Stored data.

++++++++++++++++++++

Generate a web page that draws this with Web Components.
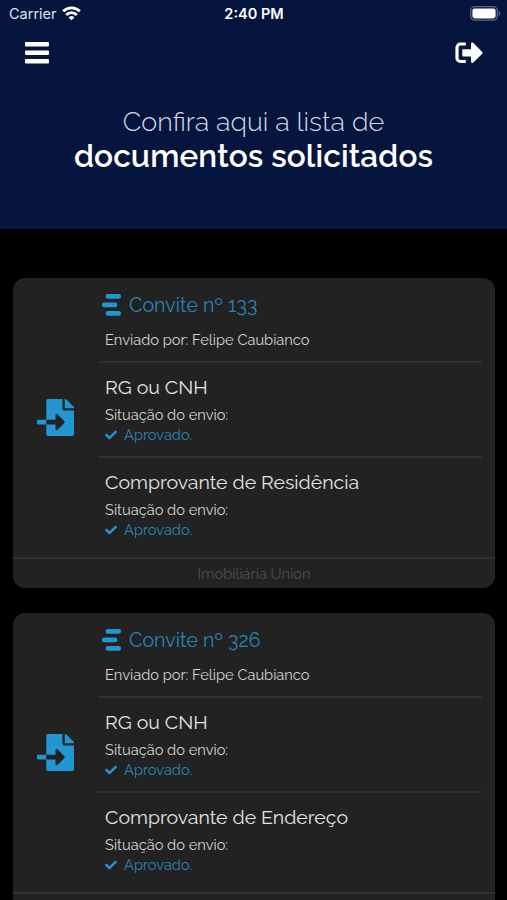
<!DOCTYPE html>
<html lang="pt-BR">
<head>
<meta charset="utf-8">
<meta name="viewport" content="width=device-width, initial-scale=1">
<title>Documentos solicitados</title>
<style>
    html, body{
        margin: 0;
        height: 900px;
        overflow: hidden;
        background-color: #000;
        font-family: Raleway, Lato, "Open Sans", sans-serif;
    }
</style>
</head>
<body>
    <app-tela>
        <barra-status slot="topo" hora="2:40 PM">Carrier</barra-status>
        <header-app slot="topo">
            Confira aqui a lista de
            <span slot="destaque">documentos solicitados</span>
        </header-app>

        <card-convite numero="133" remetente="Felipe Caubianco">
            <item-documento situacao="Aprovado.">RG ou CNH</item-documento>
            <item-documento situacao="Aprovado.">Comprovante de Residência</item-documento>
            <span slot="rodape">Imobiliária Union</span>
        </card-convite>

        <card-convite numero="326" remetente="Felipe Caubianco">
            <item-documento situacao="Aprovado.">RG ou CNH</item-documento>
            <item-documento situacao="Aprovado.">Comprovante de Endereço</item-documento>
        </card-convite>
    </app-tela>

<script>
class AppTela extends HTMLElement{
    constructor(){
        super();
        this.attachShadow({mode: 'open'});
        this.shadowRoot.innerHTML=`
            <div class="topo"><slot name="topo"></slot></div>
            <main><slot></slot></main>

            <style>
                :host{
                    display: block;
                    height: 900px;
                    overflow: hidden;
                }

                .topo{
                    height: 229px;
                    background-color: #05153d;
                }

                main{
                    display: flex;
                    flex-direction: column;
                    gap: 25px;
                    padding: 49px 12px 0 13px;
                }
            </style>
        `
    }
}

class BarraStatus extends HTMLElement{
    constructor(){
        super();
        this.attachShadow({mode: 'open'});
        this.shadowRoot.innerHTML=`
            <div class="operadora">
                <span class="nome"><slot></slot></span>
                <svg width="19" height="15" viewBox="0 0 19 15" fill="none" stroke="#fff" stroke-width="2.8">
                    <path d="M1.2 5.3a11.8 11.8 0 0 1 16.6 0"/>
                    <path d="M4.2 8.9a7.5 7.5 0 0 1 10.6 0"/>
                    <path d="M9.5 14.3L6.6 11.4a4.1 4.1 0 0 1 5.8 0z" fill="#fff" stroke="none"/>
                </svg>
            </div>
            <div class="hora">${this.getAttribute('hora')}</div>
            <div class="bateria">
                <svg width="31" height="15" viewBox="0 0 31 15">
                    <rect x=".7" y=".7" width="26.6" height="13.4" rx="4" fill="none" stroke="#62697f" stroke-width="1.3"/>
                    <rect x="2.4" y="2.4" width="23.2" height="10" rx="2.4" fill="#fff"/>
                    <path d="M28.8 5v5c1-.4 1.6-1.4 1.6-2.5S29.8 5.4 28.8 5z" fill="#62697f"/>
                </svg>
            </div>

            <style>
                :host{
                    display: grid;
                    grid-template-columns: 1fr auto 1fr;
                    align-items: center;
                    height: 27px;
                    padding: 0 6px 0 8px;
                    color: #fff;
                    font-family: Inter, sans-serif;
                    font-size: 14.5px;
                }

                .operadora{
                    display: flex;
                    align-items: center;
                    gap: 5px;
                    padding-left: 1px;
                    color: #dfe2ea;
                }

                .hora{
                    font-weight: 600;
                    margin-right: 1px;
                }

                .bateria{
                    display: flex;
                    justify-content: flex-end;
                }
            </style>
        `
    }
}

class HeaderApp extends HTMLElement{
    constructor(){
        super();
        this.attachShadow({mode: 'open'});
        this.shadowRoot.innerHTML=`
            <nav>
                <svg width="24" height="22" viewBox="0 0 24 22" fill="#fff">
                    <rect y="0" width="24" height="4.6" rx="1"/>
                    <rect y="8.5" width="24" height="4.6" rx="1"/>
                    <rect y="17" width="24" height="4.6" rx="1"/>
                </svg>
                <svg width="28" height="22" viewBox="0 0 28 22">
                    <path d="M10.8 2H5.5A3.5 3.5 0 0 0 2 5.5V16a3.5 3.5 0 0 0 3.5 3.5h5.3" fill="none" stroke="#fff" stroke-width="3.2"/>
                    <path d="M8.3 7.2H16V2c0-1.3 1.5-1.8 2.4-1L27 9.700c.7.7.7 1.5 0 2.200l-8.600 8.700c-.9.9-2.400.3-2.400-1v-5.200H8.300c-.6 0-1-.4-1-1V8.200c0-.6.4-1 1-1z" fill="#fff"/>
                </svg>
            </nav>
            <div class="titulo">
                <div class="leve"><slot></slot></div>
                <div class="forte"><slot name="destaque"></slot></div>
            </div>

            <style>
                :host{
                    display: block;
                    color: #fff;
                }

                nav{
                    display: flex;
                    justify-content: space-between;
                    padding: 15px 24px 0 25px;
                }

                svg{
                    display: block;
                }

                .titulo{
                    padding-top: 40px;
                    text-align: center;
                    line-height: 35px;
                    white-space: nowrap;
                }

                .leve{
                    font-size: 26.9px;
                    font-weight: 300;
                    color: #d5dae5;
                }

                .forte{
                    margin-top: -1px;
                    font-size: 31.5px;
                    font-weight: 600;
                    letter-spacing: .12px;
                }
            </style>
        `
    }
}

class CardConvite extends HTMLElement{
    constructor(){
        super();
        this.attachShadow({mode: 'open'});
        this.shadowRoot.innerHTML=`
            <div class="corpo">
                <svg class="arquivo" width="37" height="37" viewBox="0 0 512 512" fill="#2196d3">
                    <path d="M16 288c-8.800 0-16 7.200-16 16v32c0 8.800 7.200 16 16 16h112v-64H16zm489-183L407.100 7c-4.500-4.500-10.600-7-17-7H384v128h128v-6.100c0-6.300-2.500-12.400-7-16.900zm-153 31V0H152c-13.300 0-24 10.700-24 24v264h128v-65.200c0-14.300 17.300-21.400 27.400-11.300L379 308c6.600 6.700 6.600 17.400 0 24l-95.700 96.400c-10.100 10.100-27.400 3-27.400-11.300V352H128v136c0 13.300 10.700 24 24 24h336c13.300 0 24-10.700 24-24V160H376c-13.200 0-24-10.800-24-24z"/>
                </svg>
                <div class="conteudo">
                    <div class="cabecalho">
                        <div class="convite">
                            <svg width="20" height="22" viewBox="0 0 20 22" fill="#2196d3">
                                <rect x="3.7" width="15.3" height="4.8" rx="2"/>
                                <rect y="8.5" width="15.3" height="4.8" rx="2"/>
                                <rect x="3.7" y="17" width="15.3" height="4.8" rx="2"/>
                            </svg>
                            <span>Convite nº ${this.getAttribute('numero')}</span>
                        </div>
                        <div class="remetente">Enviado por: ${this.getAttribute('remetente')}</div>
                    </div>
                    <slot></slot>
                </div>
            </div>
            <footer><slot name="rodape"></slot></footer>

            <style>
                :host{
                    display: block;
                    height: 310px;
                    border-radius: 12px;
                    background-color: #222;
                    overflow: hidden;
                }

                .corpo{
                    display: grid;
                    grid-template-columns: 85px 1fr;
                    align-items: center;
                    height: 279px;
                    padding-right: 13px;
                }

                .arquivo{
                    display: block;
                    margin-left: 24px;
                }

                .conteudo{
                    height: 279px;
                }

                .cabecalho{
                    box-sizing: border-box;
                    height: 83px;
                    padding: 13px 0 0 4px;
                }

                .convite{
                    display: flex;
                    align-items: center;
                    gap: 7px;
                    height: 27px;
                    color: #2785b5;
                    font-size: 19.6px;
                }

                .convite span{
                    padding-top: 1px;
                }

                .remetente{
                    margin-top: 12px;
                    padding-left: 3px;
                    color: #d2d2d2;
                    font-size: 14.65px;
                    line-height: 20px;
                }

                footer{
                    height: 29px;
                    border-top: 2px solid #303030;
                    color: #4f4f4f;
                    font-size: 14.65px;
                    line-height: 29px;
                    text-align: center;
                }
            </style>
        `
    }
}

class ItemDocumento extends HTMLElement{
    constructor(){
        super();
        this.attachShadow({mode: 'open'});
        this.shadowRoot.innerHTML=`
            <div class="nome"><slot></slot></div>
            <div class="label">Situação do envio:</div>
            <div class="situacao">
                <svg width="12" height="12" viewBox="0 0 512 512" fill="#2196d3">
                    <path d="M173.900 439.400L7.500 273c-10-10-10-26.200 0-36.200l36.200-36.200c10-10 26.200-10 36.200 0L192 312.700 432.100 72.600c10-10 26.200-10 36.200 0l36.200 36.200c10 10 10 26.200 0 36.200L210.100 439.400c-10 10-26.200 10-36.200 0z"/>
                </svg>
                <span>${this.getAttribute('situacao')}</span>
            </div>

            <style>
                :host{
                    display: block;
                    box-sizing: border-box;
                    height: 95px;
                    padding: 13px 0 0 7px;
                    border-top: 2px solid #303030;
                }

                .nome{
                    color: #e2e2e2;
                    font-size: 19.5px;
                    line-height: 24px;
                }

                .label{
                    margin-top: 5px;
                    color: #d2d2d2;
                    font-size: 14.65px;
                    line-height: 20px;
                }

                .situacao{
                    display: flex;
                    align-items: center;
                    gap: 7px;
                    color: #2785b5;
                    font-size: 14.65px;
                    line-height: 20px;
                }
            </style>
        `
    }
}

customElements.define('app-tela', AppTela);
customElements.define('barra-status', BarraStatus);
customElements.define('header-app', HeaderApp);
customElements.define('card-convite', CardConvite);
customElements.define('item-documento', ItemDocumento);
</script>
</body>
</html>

++++++++++++++++++++

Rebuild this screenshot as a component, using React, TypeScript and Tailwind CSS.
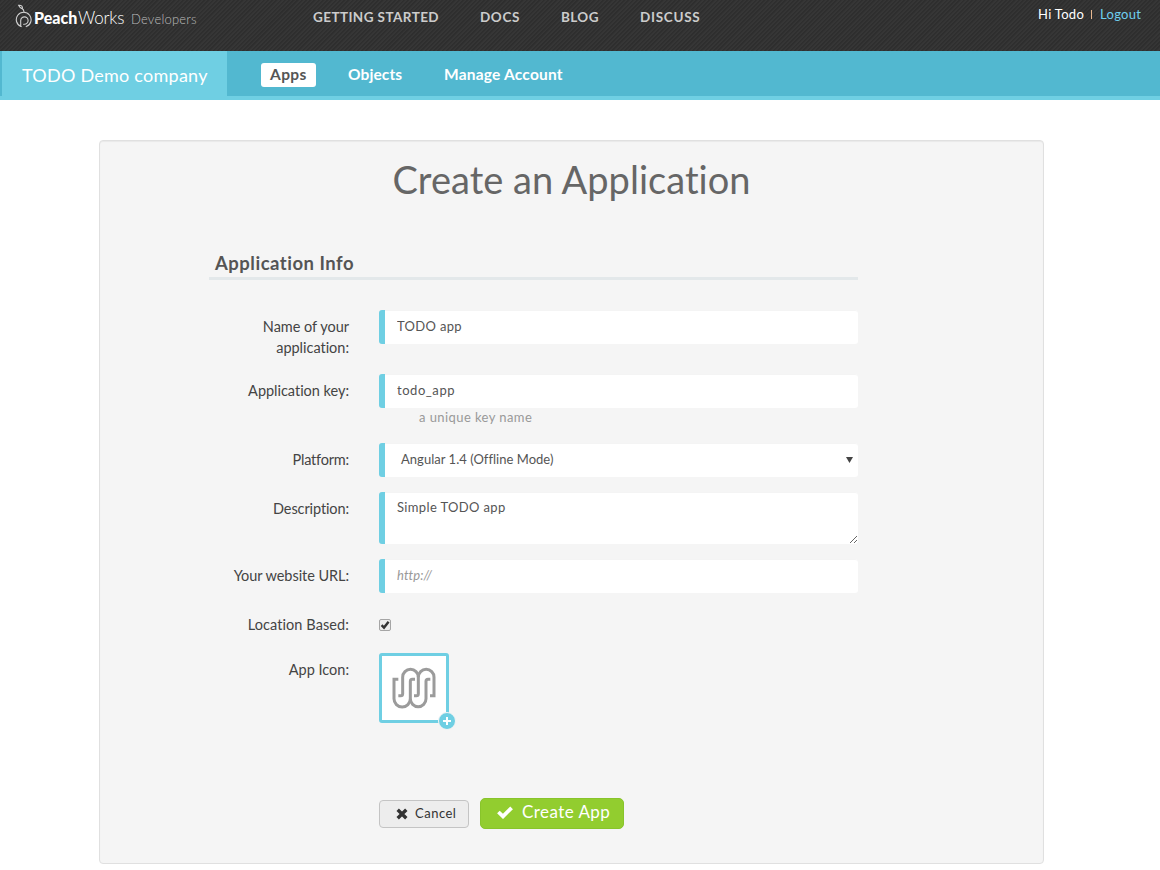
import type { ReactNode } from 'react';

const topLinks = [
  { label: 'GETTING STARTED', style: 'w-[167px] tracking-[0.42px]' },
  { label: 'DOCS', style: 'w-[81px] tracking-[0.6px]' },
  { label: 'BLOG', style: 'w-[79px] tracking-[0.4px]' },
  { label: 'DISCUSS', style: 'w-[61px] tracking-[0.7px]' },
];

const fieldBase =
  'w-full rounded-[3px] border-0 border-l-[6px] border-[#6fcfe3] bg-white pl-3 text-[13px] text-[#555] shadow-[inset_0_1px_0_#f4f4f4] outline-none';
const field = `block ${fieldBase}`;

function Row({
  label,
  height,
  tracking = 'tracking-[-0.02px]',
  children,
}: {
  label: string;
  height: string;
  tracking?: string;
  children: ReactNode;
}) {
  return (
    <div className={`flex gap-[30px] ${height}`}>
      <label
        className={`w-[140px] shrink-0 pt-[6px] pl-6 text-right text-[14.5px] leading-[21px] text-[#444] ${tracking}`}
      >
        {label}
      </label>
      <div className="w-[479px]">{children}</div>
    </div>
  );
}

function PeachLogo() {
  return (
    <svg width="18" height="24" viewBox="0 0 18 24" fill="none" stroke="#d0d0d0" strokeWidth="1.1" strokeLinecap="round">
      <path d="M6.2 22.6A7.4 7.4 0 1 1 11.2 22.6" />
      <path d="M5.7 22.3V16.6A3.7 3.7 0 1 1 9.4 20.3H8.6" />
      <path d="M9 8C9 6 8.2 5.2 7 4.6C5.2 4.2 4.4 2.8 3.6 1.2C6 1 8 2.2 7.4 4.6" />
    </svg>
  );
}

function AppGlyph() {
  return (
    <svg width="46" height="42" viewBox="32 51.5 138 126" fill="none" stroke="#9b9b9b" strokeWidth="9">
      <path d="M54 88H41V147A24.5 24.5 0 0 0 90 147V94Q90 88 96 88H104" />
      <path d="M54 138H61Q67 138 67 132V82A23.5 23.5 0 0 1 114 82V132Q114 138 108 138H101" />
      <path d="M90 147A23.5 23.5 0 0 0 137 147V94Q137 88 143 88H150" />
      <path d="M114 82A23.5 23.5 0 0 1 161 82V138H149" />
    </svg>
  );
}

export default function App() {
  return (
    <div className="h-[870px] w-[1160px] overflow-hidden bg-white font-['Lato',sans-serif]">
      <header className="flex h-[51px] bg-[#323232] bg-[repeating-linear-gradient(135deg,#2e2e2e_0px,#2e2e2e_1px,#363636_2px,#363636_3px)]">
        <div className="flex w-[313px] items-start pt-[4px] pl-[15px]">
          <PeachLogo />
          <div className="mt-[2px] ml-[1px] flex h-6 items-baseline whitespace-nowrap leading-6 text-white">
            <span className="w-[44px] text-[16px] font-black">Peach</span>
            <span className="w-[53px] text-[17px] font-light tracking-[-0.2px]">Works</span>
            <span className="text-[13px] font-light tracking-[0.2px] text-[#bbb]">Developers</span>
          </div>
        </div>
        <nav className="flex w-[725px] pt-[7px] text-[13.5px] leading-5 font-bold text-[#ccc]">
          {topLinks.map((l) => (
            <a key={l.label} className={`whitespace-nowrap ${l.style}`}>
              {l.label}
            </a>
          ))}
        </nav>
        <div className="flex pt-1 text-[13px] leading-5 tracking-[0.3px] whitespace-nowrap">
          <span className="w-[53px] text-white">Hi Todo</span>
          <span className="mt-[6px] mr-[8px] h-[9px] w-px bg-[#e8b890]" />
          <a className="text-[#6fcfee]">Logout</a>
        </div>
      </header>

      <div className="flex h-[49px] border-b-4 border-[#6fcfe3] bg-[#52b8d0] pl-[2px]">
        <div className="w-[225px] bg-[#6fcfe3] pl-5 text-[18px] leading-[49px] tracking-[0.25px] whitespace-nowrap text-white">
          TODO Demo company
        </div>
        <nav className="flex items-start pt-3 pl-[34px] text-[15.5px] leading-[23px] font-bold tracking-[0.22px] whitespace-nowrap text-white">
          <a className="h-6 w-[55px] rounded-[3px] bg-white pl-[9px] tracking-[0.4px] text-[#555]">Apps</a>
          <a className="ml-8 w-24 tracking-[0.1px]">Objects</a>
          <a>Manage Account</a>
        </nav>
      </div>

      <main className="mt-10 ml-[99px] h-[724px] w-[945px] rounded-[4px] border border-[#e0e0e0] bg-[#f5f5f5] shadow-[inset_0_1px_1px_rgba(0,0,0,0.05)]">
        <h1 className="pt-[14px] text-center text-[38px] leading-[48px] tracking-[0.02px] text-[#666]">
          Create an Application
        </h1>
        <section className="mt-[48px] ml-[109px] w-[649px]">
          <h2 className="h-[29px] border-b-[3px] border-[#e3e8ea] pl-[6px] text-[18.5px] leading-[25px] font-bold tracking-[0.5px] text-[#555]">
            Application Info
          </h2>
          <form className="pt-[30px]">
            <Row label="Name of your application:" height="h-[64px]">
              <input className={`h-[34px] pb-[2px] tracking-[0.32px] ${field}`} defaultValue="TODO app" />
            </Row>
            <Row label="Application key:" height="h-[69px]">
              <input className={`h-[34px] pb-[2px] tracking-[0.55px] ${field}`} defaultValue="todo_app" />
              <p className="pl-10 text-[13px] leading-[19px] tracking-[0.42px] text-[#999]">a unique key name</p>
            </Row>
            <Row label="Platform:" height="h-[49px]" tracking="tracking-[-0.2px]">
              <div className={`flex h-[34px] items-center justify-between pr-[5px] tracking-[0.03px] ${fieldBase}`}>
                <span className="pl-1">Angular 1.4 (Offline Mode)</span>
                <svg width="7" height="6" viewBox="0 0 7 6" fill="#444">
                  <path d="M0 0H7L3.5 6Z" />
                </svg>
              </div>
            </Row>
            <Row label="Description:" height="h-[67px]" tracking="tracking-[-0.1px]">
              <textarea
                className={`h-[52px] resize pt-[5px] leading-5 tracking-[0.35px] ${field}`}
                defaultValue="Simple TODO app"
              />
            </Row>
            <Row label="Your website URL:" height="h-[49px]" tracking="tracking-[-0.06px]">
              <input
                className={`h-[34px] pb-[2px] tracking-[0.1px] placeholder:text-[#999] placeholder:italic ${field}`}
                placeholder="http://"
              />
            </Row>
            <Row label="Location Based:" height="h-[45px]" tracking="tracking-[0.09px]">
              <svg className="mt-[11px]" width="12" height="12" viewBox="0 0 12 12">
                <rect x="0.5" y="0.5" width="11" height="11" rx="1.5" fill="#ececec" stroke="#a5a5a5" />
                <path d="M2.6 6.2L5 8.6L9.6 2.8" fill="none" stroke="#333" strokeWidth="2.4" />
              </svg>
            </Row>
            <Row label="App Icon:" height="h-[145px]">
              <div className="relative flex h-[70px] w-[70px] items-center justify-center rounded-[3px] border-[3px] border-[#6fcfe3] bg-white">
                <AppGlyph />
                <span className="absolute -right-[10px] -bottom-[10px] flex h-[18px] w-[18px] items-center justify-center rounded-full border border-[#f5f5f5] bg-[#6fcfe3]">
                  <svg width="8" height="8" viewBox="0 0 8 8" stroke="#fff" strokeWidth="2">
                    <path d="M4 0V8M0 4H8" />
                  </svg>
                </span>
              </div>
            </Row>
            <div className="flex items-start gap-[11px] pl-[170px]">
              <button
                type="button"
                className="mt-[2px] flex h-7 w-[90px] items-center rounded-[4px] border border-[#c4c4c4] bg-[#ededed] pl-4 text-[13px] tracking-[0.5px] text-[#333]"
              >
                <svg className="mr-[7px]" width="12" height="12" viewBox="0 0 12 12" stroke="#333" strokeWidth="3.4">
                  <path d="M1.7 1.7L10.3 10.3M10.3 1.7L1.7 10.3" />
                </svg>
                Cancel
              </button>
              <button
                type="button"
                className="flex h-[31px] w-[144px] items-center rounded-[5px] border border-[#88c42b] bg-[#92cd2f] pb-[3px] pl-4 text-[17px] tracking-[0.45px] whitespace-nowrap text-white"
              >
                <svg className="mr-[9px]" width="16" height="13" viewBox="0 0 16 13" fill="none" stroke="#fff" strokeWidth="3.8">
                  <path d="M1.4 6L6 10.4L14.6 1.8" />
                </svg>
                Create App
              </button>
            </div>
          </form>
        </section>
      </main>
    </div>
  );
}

++++++++++++++++++++

Requirements.
Only the lines from the one with "Generate a web" down to the one with "</app-tela>" belong in your copy, both ends included; write them out exactly and skip any pictures.

Reply.
Generate a web page that draws this with Web Components.
<!DOCTYPE html>
<html lang="pt-BR">
<head>
<meta charset="utf-8">
<meta name="viewport" content="width=device-width, initial-scale=1">
<title>Documentos solicitados</title>
<style>
    html, body{
        margin: 0;
        height: 900px;
        overflow: hidden;
        background-color: #000;
        font-family: Raleway, Lato, "Open Sans", sans-serif;
    }
</style>
</head>
<body>
    <app-tela>
        <barra-status slot="topo" hora="2:40 PM">Carrier</barra-status>
        <header-app slot="topo">
            Confira aqui a lista de
            <span slot="destaque">documentos solicitados</span>
        </header-app>

        <card-convite numero="133" remetente="Felipe Caubianco">
            <item-documento situacao="Aprovado.">RG ou CNH</item-documento>
            <item-documento situacao="Aprovado.">Comprovante de Residência</item-documento>
            <span slot="rodape">Imobiliária Union</span>
        </card-convite>

        <card-convite numero="326" remetente="Felipe Caubianco">
            <item-documento situacao="Aprovado.">RG ou CNH</item-documento>
            <item-documento situacao="Aprovado.">Comprovante de Endereço</item-documento>
        </card-convite>
    </app-tela>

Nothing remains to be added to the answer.